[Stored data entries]

+ + + + + + +

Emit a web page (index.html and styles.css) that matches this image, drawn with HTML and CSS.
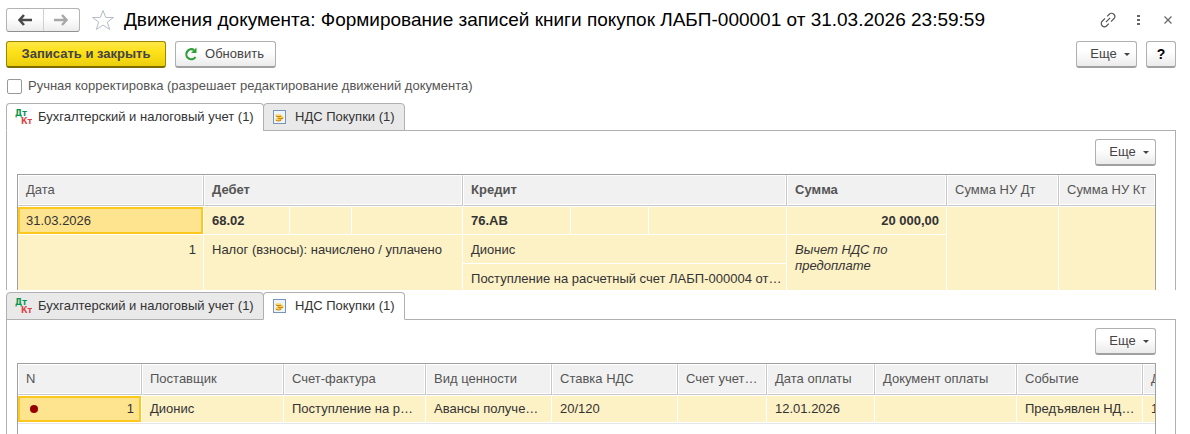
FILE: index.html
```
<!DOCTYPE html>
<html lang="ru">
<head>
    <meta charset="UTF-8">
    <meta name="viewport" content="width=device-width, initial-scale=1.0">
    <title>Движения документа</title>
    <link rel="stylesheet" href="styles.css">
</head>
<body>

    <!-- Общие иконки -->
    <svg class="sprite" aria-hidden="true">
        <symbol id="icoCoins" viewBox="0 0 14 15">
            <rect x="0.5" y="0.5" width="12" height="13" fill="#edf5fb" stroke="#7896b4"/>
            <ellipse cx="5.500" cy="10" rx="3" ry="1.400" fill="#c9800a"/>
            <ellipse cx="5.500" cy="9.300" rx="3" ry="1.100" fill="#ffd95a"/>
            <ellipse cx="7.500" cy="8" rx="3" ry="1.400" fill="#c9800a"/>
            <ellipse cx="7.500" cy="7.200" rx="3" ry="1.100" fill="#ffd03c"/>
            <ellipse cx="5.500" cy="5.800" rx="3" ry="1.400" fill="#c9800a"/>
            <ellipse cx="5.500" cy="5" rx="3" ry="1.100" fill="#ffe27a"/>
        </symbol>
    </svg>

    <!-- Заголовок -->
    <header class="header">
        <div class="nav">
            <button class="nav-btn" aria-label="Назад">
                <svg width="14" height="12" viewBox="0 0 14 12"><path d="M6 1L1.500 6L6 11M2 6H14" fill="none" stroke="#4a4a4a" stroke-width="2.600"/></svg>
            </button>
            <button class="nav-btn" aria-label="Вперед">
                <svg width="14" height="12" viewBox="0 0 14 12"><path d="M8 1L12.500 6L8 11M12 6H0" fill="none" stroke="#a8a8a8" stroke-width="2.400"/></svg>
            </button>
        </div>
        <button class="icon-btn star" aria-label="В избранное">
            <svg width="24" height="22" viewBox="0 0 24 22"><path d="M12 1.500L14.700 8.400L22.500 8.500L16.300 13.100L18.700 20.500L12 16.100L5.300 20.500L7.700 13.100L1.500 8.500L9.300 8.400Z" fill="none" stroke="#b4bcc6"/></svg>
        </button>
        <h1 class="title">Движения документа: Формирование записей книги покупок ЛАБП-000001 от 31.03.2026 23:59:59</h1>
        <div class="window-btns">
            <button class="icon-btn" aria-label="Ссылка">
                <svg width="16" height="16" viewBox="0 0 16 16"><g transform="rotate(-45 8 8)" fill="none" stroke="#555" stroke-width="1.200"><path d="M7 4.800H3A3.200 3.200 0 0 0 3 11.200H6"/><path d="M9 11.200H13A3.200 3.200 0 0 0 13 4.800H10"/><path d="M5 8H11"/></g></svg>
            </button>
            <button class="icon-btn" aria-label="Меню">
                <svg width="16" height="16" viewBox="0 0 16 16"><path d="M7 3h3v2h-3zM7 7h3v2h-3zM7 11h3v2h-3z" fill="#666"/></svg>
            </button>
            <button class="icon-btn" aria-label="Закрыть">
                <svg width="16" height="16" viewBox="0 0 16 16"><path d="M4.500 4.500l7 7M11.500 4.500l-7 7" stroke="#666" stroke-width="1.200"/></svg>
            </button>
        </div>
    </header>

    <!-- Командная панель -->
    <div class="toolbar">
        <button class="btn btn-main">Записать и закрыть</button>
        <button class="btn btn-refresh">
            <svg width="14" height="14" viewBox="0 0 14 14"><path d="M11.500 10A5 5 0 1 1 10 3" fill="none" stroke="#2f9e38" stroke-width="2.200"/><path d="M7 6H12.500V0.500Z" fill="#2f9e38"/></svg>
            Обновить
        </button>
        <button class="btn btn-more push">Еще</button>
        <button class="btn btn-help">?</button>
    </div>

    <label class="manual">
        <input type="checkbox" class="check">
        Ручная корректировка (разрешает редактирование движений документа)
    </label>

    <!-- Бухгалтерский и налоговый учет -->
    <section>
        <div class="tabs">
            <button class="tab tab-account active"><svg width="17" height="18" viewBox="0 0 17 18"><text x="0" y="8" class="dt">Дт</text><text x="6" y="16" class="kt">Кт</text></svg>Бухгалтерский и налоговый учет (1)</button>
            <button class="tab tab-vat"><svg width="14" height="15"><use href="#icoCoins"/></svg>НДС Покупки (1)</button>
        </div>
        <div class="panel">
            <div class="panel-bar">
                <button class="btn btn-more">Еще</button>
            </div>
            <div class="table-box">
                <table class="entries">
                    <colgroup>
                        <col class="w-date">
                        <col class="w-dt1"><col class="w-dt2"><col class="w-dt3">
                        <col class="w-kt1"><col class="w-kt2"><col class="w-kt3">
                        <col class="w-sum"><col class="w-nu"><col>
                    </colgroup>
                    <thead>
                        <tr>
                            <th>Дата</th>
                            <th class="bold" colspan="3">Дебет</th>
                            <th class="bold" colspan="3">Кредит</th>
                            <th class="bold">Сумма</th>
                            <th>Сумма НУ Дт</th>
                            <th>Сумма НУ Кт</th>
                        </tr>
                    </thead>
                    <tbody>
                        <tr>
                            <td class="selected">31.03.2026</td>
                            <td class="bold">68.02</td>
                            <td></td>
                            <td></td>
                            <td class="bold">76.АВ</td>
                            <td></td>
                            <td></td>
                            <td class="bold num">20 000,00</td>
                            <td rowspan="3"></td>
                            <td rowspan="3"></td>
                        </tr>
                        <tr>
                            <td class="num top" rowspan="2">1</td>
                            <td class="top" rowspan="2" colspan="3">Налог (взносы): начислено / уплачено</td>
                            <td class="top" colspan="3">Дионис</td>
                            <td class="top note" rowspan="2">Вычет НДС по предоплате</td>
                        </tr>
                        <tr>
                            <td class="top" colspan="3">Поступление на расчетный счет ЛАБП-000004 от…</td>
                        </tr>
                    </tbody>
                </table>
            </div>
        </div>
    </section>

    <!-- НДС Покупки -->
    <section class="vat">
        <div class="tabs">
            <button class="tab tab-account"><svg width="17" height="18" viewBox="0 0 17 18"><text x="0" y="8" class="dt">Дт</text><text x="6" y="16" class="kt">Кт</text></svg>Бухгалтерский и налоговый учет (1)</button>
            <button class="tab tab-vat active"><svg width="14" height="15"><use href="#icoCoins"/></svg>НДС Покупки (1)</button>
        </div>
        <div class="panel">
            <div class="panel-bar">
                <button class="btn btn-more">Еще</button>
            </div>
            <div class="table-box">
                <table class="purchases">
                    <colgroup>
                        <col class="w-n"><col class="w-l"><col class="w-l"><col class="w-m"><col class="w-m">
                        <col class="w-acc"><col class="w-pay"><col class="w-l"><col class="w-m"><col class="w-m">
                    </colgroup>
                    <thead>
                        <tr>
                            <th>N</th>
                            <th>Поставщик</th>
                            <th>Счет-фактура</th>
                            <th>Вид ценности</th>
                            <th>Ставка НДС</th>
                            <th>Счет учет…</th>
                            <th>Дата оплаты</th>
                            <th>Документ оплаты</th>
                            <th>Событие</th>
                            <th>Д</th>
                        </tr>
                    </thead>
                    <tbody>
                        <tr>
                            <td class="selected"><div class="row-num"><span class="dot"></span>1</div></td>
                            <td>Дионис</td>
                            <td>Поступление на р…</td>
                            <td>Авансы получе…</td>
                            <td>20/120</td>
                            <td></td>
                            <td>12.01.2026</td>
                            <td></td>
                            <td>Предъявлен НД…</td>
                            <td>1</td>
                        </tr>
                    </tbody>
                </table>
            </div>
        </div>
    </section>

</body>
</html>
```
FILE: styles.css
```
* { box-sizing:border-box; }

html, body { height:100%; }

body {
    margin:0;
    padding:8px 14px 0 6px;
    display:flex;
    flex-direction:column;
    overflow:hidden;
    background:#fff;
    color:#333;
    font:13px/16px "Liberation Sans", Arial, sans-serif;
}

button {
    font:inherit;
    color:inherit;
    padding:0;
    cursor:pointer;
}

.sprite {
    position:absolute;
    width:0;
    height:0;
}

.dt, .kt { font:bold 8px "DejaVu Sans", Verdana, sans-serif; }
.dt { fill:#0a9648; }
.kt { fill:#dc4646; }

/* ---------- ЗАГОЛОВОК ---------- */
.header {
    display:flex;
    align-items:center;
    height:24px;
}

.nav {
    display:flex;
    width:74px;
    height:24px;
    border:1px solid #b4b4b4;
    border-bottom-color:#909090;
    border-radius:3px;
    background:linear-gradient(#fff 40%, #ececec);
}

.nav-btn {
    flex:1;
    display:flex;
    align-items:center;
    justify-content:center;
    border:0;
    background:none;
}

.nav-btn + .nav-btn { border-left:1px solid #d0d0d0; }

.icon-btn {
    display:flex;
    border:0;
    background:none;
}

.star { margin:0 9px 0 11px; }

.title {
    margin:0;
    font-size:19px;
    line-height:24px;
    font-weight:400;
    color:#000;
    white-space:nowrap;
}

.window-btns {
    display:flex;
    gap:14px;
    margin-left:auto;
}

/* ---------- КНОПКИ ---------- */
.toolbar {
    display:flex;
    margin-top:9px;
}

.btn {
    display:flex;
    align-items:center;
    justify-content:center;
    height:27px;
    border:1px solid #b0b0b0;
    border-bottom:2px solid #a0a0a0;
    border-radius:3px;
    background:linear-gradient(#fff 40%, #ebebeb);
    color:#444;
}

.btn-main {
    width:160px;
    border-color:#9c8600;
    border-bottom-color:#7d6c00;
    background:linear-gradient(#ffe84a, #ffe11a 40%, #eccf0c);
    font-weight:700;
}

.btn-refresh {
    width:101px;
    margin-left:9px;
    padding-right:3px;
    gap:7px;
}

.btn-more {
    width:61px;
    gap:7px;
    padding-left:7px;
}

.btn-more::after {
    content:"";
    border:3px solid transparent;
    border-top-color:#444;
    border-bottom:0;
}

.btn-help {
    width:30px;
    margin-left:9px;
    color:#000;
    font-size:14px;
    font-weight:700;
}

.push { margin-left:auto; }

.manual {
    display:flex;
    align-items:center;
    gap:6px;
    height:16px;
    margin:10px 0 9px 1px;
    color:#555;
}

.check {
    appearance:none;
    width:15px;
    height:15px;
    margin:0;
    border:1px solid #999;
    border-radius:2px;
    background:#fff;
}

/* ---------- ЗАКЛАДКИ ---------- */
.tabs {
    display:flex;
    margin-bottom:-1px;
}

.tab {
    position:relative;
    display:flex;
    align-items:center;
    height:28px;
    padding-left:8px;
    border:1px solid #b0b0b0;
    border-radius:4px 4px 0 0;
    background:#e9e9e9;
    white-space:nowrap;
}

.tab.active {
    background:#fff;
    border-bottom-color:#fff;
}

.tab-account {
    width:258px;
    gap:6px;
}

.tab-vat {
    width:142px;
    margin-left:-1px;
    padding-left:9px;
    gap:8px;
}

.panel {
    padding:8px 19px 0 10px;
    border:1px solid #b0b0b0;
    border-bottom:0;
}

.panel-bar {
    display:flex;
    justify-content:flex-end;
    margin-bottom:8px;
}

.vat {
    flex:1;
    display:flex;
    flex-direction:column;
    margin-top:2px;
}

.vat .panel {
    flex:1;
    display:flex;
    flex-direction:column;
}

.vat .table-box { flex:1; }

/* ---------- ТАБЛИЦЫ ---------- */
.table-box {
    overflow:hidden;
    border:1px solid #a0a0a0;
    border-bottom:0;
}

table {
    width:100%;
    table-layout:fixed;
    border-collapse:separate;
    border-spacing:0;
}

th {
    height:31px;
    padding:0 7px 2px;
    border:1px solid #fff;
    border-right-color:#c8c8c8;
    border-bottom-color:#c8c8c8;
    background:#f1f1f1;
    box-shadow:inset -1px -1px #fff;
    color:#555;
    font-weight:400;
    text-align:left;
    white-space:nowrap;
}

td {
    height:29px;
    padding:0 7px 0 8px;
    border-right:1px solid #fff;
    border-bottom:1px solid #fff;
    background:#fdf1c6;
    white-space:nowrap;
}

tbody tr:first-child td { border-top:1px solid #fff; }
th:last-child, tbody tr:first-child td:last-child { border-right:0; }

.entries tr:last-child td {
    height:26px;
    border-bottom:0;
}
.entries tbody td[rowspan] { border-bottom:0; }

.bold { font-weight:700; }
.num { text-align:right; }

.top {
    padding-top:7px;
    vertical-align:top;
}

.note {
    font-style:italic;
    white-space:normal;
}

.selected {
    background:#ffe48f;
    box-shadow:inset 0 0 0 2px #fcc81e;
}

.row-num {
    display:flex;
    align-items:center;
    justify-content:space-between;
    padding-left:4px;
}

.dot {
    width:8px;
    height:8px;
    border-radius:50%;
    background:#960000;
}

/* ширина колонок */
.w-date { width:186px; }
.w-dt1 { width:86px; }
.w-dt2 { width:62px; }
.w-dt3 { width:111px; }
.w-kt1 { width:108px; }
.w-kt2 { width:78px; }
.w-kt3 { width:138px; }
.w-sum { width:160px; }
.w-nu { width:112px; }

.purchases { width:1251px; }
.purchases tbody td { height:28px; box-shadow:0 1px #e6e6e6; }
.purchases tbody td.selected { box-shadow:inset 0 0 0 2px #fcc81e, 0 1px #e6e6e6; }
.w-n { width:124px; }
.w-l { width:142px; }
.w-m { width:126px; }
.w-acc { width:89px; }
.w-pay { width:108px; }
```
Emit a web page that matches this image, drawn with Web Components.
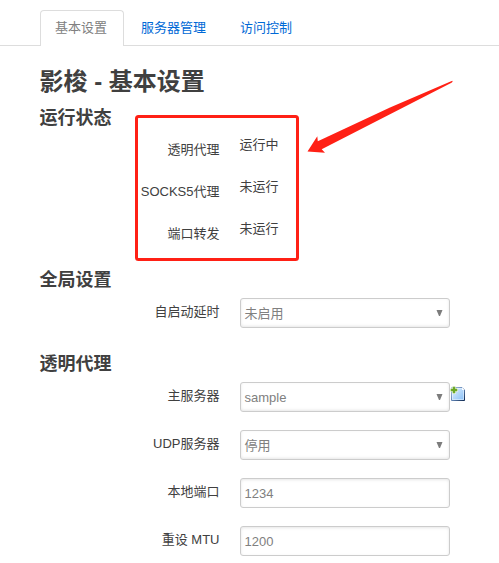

+ + + + + + +

__Required work__
List each line of the entries that holds the string "index".

__Complete response__
Emit a web page (index.html and styles.css) that matches this image, drawn with HTML and CSS.
FILE: index.html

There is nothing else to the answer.